Conventions¶
Variable Names¶
Before discussing the formats, the conventions for vairable names needs to be clarified. These conventions are:
- x = The random variable (time, stress etc.) array
- xl = The random variable (time, stress etc.) array for the left interval of interval censored data.
- xr = The random variable (time, stress etc.) array for the right interval of interval censored data.
- c = Refers to the censoring data array associated with x
- n = The count array associated with x
- t = the truncation values for the left and right truncation at x (must be two dim, or use tl and tr instead)
- r = risk set at x
- d = failures/deaths at x
- t = two dimensional array of the truncation interval at x
- tl = one dimensional array of the value at which x is left truncated
- tr = one dimensional array of the value at which x is right truncated
Data Formats¶
The conventional formats use in surpyval are:
- xcnt = x variables, with c as the censoring scheme, n as the counts, and t as the truncation
- xrd = x variables, with the risk set, r, at x and the deaths, d, also at x
All functions in surpyval have default handling conditions for c and n. That is, if these variables aren’t passed, it is assumed that there was one observation and it was a failure for every x.
Surpyval fit() functions use the xcnt format. But the package has handlers for other formats to rearrange it to the needed format. Other formats are:
wranglers for formats:
- fs = failure time array, f, and right censored time array, s
- fsl = fs format plus an array for left censored times.
Censoring conventions¶
For the censoring values, surpyval uses the convention used in Meeker and Escobar, that is:
- -1 = left
- 0 = failure / event
- 1 = right
- 2 = interval censoring.
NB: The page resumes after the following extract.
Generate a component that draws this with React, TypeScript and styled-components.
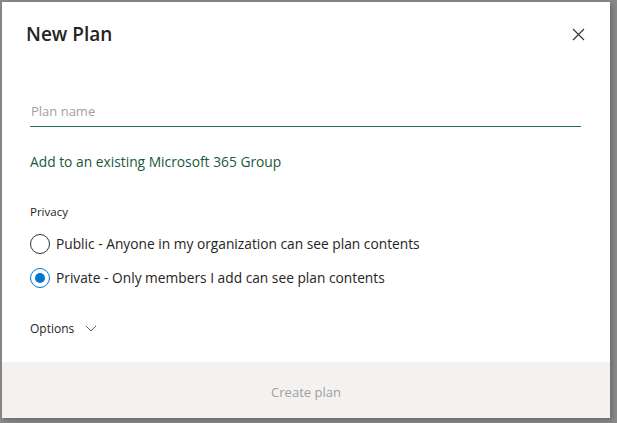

Must have left and right value in x
This convention gives an intuitive feel for the placement of the data on a timeline.
Function Conventions¶
The conventions for SurPyval are that each object returned from a fit()
call has the ability to compute the following:
df()
- The density functionff()
- The CDFsf()
- The survival function, or reliability functionhf()
- The (instantaneous) hazard functionHf()
- The cumulative hazard function
These functions can be used to plot or even in optimisers so that you can optimize decisions that you are guiding with your survival analysis.